# Tv mit 50Hz und Gaming



## raubu86 (20. Oktober 2019)

Hallo Community,

Zur Zeit habe ich ein 1080p 3d tv mit 240Hz und zocke auch darauf pc games.

Mir sind 60fps mehr als ausreichend. 

Nun habe ich vor evtl im nächsten jahr ein neuen 4K tv zu holen. Möchte auch nicht so viel ausgeben.

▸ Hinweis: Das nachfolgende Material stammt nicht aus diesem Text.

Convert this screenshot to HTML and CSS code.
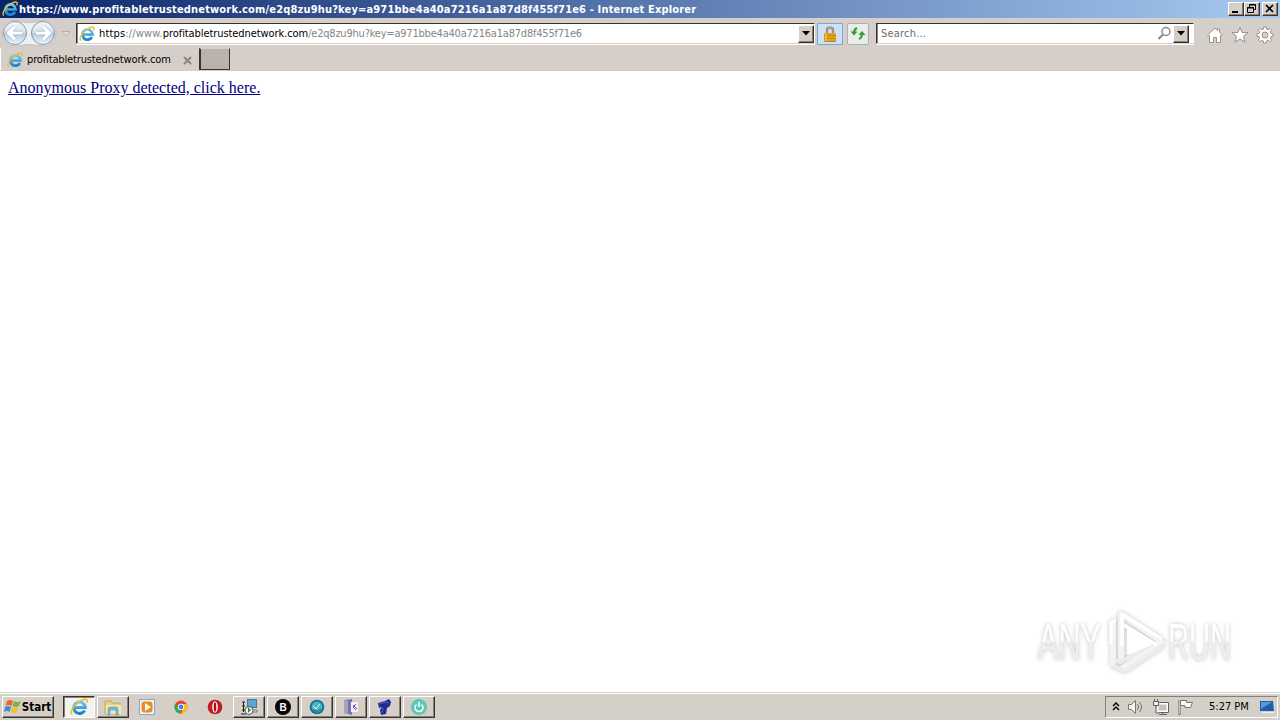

Die meisten haben jedoch nur 50Hz.

Reicht es aus? Kann ich damit bis maximal 60fps bzw. 60hz zocken?


----------



## Eol_Ruin (20. Oktober 2019)

Ich kann dir nicht ganz folgen bei deiner Beschreibung!
Mit ist kein TV bekannt - egal ob Full-HD oder 4K - welcher an einem PC angeschlossen KEINE 60Hz am Eingang schaffen würde!


----------



## raubu86 (20. Oktober 2019)

Kann ich ohne bedenken ein tv mit 50Hz kaufen? Ich denke immer 50Hz ist gleich 50fps. Möchte lieber 60fps haben wie ich es jetzt habe.


----------



## IICARUS (20. Oktober 2019)

Habe ein Samsung UE55JU6050 als UHD Fernseher an meinem PC dran und da kann ich problemlos auch mit 60 Hz Spiele laufen lassen.
Standardmäßig wird mir im Treiber auch nur 50 Hz angezeigt, aber ich kann problemlos auf 60 Hz umstellen.


----------



## JoM79 (20. Oktober 2019)

raubu86 schrieb:


> Kann ich ohne bedenken ein tv mit 50Hz kaufen? Ich denke immer 50Hz ist gleich 50fps. Möchte lieber 60fps haben wie ich es jetzt habe.


Du kannst auch 1000fps bei 10Hz haben, dass hat erstmal nix miteinander zu tun.
Ein UHD TV wird mit 60Hz laufen, genauso wie dein jetziger TV mit 60Hz läuft.


----------



## raubu86 (21. Oktober 2019)

Ich danke euch! Das hat mir sehr geholfen. Dann spare ich lieber 1000€ und hole mir wenn unser 1080p tv den geist aufgibt ein uhd tv mit 50Hz eben.


----------



## JoM79 (21. Oktober 2019)

Der dann am PC 60Hz hat.


----------



## Lichtbringer1 (21. Oktober 2019)

raubu86 schrieb:


> Ich danke euch! Das hat mir sehr geholfen. Dann spare ich lieber 1000€ und hole mir wenn unser 1080p tv den geist aufgibt ein uhd tv mit 50Hz eben.



Es gibt trotzdem erhebliche Qualitätsunterschiede zwischen den Panels...


----------



## rhalin (21. Oktober 2019)

Ich würde dir raten mindestenz einen mit 100Hz Display zu kaufen wenn du damit zocken willst.
Ich hatte früher Full HD 100Hz und jetzt habe ich 4K 50Hz, ich finde das merkt man bei schnellen Bewegungen schon.
Auch bei Sportübertragungen im TV.
Aber pass auf daß du einen kaufst mit nativen 100Hz und nicht mit irgendwelchen Softwaretricks 
Vielleicht guckst du es dir in den einschlägigen Elektromärkten auch mal an, wie der Unterschied ist.


----------



## JoM79 (21. Oktober 2019)

Nützt dir nur am PC nix, da er trotzdem mit 60Hz läuft.


----------



## Olstyle (21. Oktober 2019)

Nicht zwangsweise. Es gibt UHD Fernseher welche 1080p@120Hz annehmen bzw. auch welche die das bei UHD könnten aber von HDMI2.0 am PC ausgebremst werden.


----------



## JoM79 (21. Oktober 2019)

Sorry, in nativer Auflösung natürlich.
Bis mal HDMI 2.1 in Grafikkarten kommt, dauert es ja noch ein wenig.


----------